The U.S.Attorney for the Middle District of Alabama Sandra J. Stewart said today’s announcement will help many families in need.
“This agreement creates a path towards sustainable sanitation solutions,” Stewart said. “The measures required in the agreement will improve public health and the environment for the residents of Lowndes County. My office is proud to support the community and the parties in reaching these important goals.”

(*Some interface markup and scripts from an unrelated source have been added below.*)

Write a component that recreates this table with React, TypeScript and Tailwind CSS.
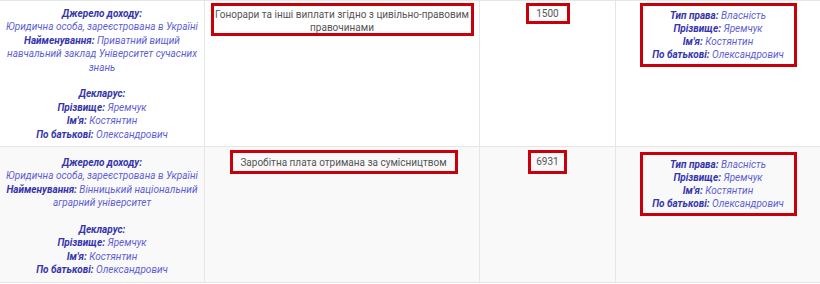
import React from "react";

const L = "font-bold italic text-[#3535ad]";
const V = "italic text-[#5e5ed4]";

function Line({ label, value }: { label: string; value: string }) {
  return (
    <div>
      <span className={L}>{label}</span> <span className={V}>{value}</span>
    </div>
  );
}

function Source({ name }: { name: string }) {
  return (
    <div className="text-center text-[10px] leading-[13.4px]">
      <div className={L}>Джерело доходу:</div>
      <div className={V}>Юридична особа, зареєстрована в Україні</div>
      <div>
        <span className={L}>Найменування:</span> <span className={V}>{name}</span>
      </div>
      <div className="h-[13.4px]" />
      <div className={L}>Декларус:</div>
      <Line label="Прізвище:" value="Яремчук" />
      <Line label="Ім'я:" value="Костянтин" />
      <Line label="По батькові:" value="Олександрович" />
    </div>
  );
}

function Owner() {
  return (
    <div className="border-[3px] border-[#c8000a] w-[157px] py-[3px] text-center text-[10px] leading-[13px]">
      <Line label="Тип права:" value="Власність" />
      <Line label="Прізвище:" value="Яремчук" />
      <Line label="Ім'я:" value="Костянтин" />
      <Line label="По батькові:" value="Олександрович" />
    </div>
  );
}

export default function App() {
  return (
    <div
      className="w-[820px] h-[284px] bg-white overflow-hidden"
      style={{ fontFamily: "Roboto, 'Noto Sans', sans-serif" }}
    >
      <div className="grid grid-cols-[205px_275px_136px_204px] border-t border-[#e6e6e6]">
        {/* Row 1 */}
        <div className="h-[146px] border-r border-b border-[#e6e6e6] px-[4px] pt-[6px]">
          <Source name="Приватний вищий навчальний заклад Університет сучасних знань" />
        </div>
        <div className="h-[146px] border-r border-b border-[#e6e6e6] flex items-start justify-center pt-[2px]">
          <div className="border-[3px] border-[#c8000a] w-[263px] h-[33px] text-center text-[10px] leading-[13px] text-[#555] pt-[2px]">
            Гонорари та інші виплати згідно з цивільно-правовим
            <br />
            правочинами
          </div>
        </div>
        <div className="h-[146px] border-r border-b border-[#e6e6e6] flex items-start justify-center pt-[2px]">
          <div className="border-[3px] border-[#c8000a] w-[44px] h-[21px] flex items-center justify-center text-[10px] text-[#555] leading-none">
            1500
          </div>
        </div>
        <div className="h-[146px] border-b border-[#e6e6e6] flex items-start justify-center pt-[2px]">
          <Owner />
        </div>

        {/* Row 2 */}
        <div className="h-[136px] bg-[#f9f9f9] border-r border-b border-[#e6e6e6] px-[4px] pt-[9px]">
          <Source name="Вінницький національний аграрний університет" />
        </div>
        <div className="h-[136px] bg-[#f9f9f9] border-r border-b border-[#e6e6e6] flex items-start justify-center pt-[3px]">
          <div className="border-[3px] border-[#c8000a] w-[228px] h-[24px] flex items-center justify-center text-[10px] leading-[13px] text-[#555] ml-[3px]">
            Заробітна плата отримана за сумісництвом
          </div>
        </div>
        <div className="h-[136px] bg-[#f9f9f9] border-r border-b border-[#e6e6e6] flex items-start justify-center pt-[3px]">
          <div className="border-[3px] border-[#c8000a] w-[39px] h-[24px] flex items-center justify-center text-[10px] text-[#555] leading-none">
            6931
          </div>
        </div>
        <div className="h-[136px] bg-[#f9f9f9] border-b border-[#e6e6e6] flex items-start justify-center pt-[5px]">
          <Owner />
        </div>
      </div>
    </div>
  );
}
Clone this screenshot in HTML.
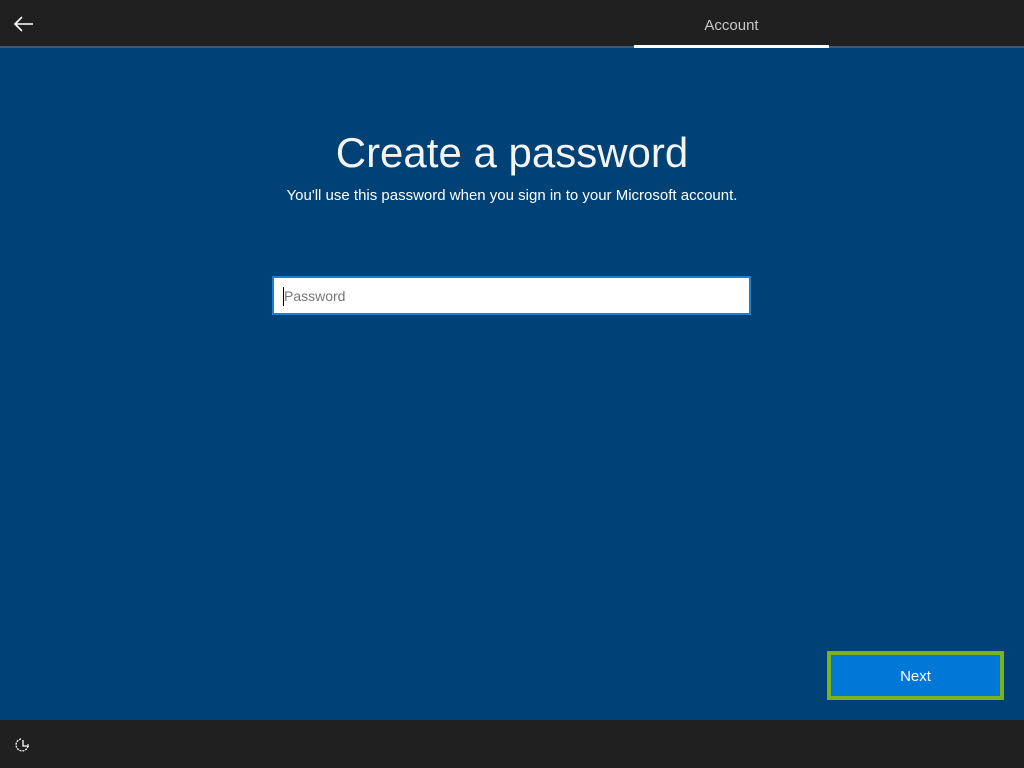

The agreement calls for the following actions to be taken by the state health department:
- Suspending criminal penalties and liens;
- Examining public health risks within Lowndes County;
- Launching a public health awareness campaign;
- Providing public health educational material for Lowndes County health care providers;
- Conducting assessments to determine appropriate septic and wastewater management systems;
- Creating a sustainable and equitable public health and infrastructure improvement plan; and
- Consistently engaging with the community (source: https://www.justice.gov/ )
Health and Human Service Office of Civil Rights Director Melane Rainer said the agreement is a testament to racial justice.
“Environmental justice is a public health issue, and where you live should not determine whether you get sick from basic environmental hazards not faced in other affluent and white communities. We are pleased that Alabama’s public Health Department has committed to take immediate and long-term steps to protect the health of Lowndes County residents,” Rainer said.
Meanwhile, the Lowndes County Unincorporated Wastewater Project (LCUWP) continues to accept applications from residents needing help with septic systems in West Lowndes County Communities.